La comparecencia de Pedro Sánchez junto al primer ministro canadiense, Justin Trudeau, fue profundamente decepcionante al ser preguntado en rueda de prensa sobre la situación política en Cataluña, el paralelismo con Quebec y las posibles soluciones. Aunque el motivo de la gira que está efectuando esta semana el presidente del Gobierno por Canadá y EEUU es por otras cuestiones, desde las comerciales hasta el cambio climático, pasando por las políticas a favor de la igualdad de género o las de desarrollo tecnológico, es incomprensible que no tuviera en cuenta que el tema principal a tratar en Montreal con los periodistas iba a ser Cataluña. Evidentemente, el desastre no es atribuible a la improvisación ante un tema nuevo, el problema de fondo es que a estas alturas Sánchez no tiene estrategia sobre cómo abordar el mayor reto de la democracia española. Por eso cae en la improvisación o en frases vacías como "lo que hace falta en Cataluña es empatía", afirmó, para justificar las declaraciones favorables a un posible indulto a los presos del procés de la delegada del Gobierno, Teresa Cunillera. Antes de jugar en el ámbito internacional y reunirse con líderes progresistas para tratar temas globales, Sánchez debería ser capaz de dar buenas respuestas y elegir bien los ejemplos. Y Canadá era una gran oportunidad para desmontar muchos tópicos sobre la bondad de celebrar un referéndum secesionista.

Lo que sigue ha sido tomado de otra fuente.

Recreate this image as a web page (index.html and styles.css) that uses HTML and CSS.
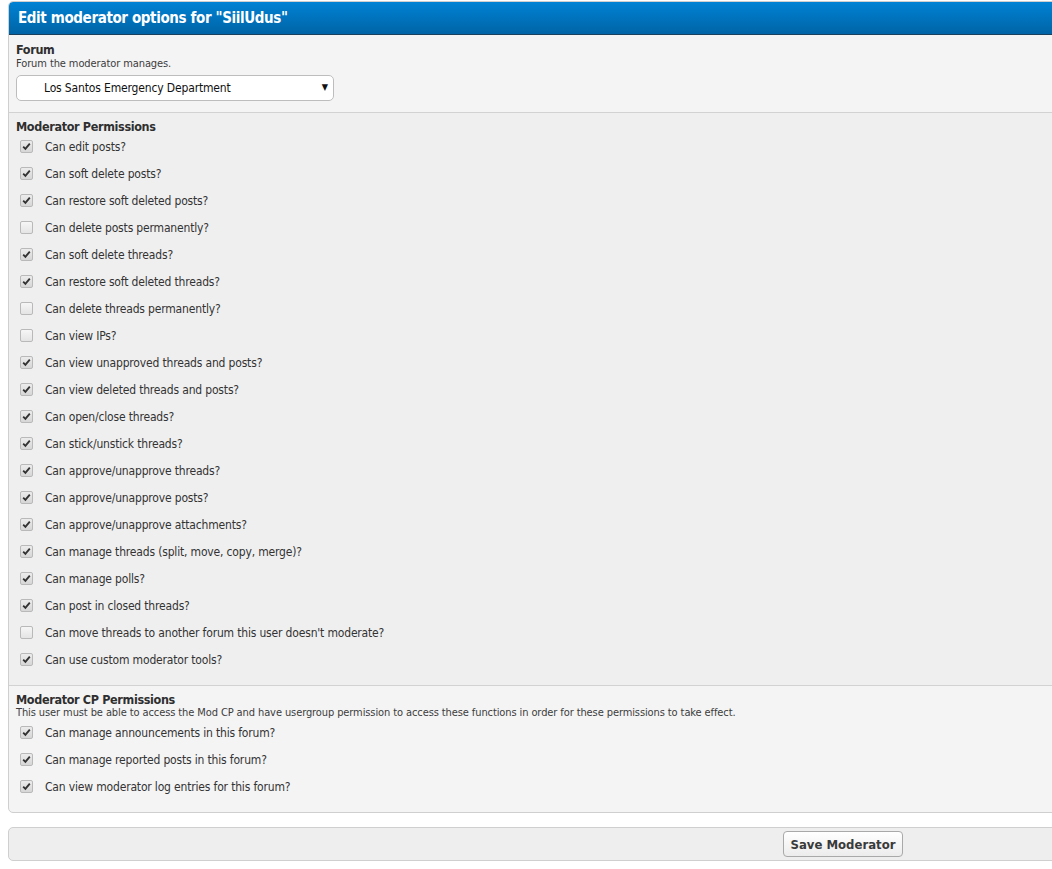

Es descorazonador que se atreviera a señalar a Quebec como lección o modelo para solucionar “crisis políticas”, cuando fue justamente al revés. La vía canadiense es un contraejemplo. Recordemos que fue después del referéndum unilateral de 1995 y ante la amenaza de los independentistas quebequeses de celebrar otra votación hasta ganarla, cuando el ministro de Asuntos Intergubernamentales, Stéphane Dion, elevó una consulta al Tribunal Supremo del Canadá para aclarar tres cuestiones básicas. Dicho organismo judicial concluyó esquemáticamente que (1) no se puede celebrar un referéndum de secesión unilateral, (2) la pregunta ha de ser nítida, con un mínimo de participación y una mayoría clara, y (3) las partes del territorio consultado que voten por permanecer en Canadá no formarían parte del nuevo Estado independiente.
De esa trascendental sentencia judicial nació la Ley de la Claridad (2000), que políticamente fue repudiada (todavía hoy) por los independentistas porque la última palabra --sobre todo en la definición sobre qué es una “mayoría clara”-- queda en manos del parlamento federal de Otawa. Más aún, en caso de victoria secesionista en un hipotético referéndum pactado, si en las negociaciones entre ambos gobiernos no se llegase a un acuerdo, tampoco habría secesión. Digámoslo claro: no hay nada más falaz que la Clarity Act. La respuesta de los soberanistas fue aprobar en el parlamento provincial otra ley (“sobre el ejercicio de los derechos fundamentales y prerrogativas del pueblo quebequés”), afirmando el derecho de autodeterminación y dando por buena una mayoría de votos del 50% más uno. En conclusión, es falso que Quebec nos aporte una solución política acordada al conflicto secesionista.
La Ley de la Claridad fue la fórmula con la que el gobierno de Canadá frenó legalmente la celebración de otro referéndum unilateral en contra, claro está, de la voluntad de los independentistas. Así pues, Sánchez puso muy mal el ejemplo y cayó en el tópico de la imagen edulcorada de dicho país que tanto nos gusta en España cuando lo cierto es que jamás hubo acuerdo entre las partes sobre el método. Solo el cansancio de la sociedad quebequesa entorno a esta cuestión y el miedo a repetir un escenario de enorme tensión social como el que se vivió en 1995, ha ido haciendo que con el tiempo el tema de debate ya no sea la soberanía sino las cuestiones globales, como la inmigración, el mercado de trabajo, la ecología, etc. De eso van las elecciones provinciales que se celebrarán el próximo 1 de octubre en Quebec, y no de independencia. La victoria se la disputan, según los sondeos, los liberales federalistas del actual primer ministro Philippe Couillard y una nueva lista de centro nacionalista (Coalición por el Futuro de Quebec) explícitamente contraria al referéndum, liderada por François Legault. Los independentistas del histórico Partido Quebequés volverían a repetir un mal resultado. El secreto en Quebec no es la política sino el paso del tiempo. Es lo que suele ocurrir con los conflictos irresolubles. También en Cataluña la discordia en sus actuales términos (“referéndum o referéndum”, decía Puigdemont; “libertad o libertad” sostiene ahora Torra) no tiene solución. Cuanto antes lo aceptemos, mejor.